Sahabenin İnfak Etmedeki Gayreti
Ebû Mesûd’dan, -Allah ondan razı olsun- O şöyle dedi:
“Sadaka âyeti (Tevbe: 103] indiğinde bizler sadaka verebilmek için sırtımızda yük taşıdık. Bir adam gelip (Abdurrahman ibnu Avf] malından çokça sadaka verdi. Bunun üzerine (münafıklar] o adama, gösterişçi, bunu riya için yaptı, dediler. Diğer bir adam geldi (Ebu Agîl] ve o da bir sâ’ hurma sadaka verdi. Bu defa da onun için, Allah bu adamın sadaka olarak verdiği bir sâ’dan zengindir. Bunun üzerine şu âyet indi: «Allah, müminlerden gönlünden kopup fazla sadaka verenleri ayıplayanlarla takatları dışında bir şey bulamayanları alaya alanları, (kendi davranışlarıyla cezalandırır ve onları) niaskara eder. Onlar için acı bir azâb vardır.» (Tevbe: 79]
Vaaz
“Onların mallarından sadaka al” (Tevbe sûresi (9), 103) âyeti inince ve Allah Rasûlü sallallahu aleyhi ve sellem de kendilerini sadaka vermeye teşvik edince, sadaka olarak verecek bir şeyi bulunmayan fakat her İlâhî emre sarılmayı mücâhede olarak değerlendiren sahâbîler, hammallık, amelelik yapmaya ve kazandıklarından sadaka vermeye başlamışlardır. Anlaşıldığına göre zenginiyle fakiriyle sahâbîler diğer ibadet ve emirlere olduğu gibi sadaka emrine de büyük bir heyecan, gayret ve özveri ile katılmışlardır. Onların bu heyecanlı mücâhedeleri, münâfıklar tarafından şevk kırıcı sözlerle karşılanmıştır.

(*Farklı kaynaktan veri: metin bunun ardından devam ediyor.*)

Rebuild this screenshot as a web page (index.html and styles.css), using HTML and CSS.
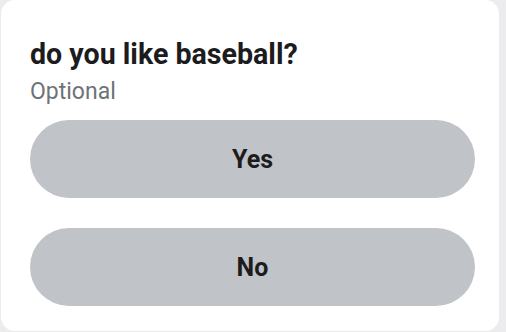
FILE: index.html
```html
<!DOCTYPE html>
<html>
<head>
<meta charset="utf-8">
<link rel="stylesheet" href="styles.css">
</head>
<body>
<div class="card">
  <h1 class="title">do you like baseball?</h1>
  <div class="hint">Optional</div>
  <div class="options">
    <button class="option">Yes</button>
    <button class="option">No</button>
  </div>
</div>
</body>
</html>
```
FILE: styles.css
```css
html, body {
  margin: 0;
  padding: 0;
  background: #ececee;
  height: 100%;
}
body {
  font-family: Roboto, "Liberation Sans", sans-serif;
  padding: 0 7px 0 1px;
  box-sizing: border-box;
}
.card {
  background: #ffffff;
  border-radius: 14px;
  height: 331px;
  box-sizing: border-box;
  padding: 37px 24px 0 29px;
}
.title {
  margin: 0;
  font-size: 28.6px;
  font-weight: 700;
  color: #1c1c1e;
  line-height: 34px;
}
.hint {
  margin-top: 7px;
  font-size: 23px;
  color: #6e7379;
  line-height: 28px;
}
.options {
  margin-top: 14px;
  display: flex;
  flex-direction: column;
  gap: 30px;
}
.option {
  display: block;
  width: 100%;
  height: 78px;
  border: none;
  border-radius: 39px;
  background: #c0c3c8;
  color: #1c1c1e;
  font-family: Roboto, "Liberation Sans", sans-serif;
  font-size: 25px;
  font-weight: 700;
  padding: 0;
}
```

Hadisin değişik rivâyetlerinden anlaşıldığına göre, çokça para getiıen Abdurrahman İbni Avf dir. Servetinin yarısı olan dört bin dirhemi tasadduk etmiştir. Onun bu hareketi, münâfıklarca, gösteriş ve riyâ olarak nitelendirilmiş, bir sa’ yani bir ölçek hurma getiren Ebû Akil el-Ensârî de, “Allah bunun bir sa’ hurmasına muhtaç değildir” diye hafife alınmış, alay konusu yapılmıştı. Oysa Ebû Akîl de o gün çalışıp kazandığı hurmaların yarısını getirmişti. Aslında münâfıkların çekemedikleri, ashâb-ı kirâmın zenginiyle fakiriyle mal veya kazançlarının yüzde ellilik bölümünü tasadduk etmeleriydi. Bu iki örnekte sadaka olarak verilen miktar değişse de, sadaka verenlerin fedakârlık oranları değişmiyordu. Yüzde elli oranında bir tasadduk gayreti… Herkes kendi çapında ama birbirine eşit oranda fedakârlık yapıyordu. Mücâhede aynı ölçülerle yürütülüyordu. Ashâb-ı kirâmın fazileti, üstünlüğü, biraz da bu noktalarda aranmalıdır. Onların bu faziletli hareketleriyle alay etmek isteyenler, meâlini verdiğimiz, Tevbe sûresi’nin 79. âyetiyle susturulmuşlardır.
Vaazdan Öğrendiklerimiz:
Yapılan bir iyiliği, ne kadar az olursa olsun, küçük görmek doğru değildir.
Allah Teâlâ’nın emirlerine herkes gücü yettiğince uymaya çalışmalı ve bu konuda kendilerini kınayanlara aldırış etmemelidir.
Mücâhede her türlü emre gücü ölçüsünde sarılmakla gerçekleşir.
Ashâb-ı kirâm, emirleri yerine getirmede son derece gayretli idiler.
Sadaka vermek, az da olsa, ihmâl edilmemelidir. Buna küçükleri de alıştırmalıdır. Çünkü sadaka cehennem ateşini söndürür.
Toplumda gelir dengesizliği yüzünden çıkacak kargaşaları önler.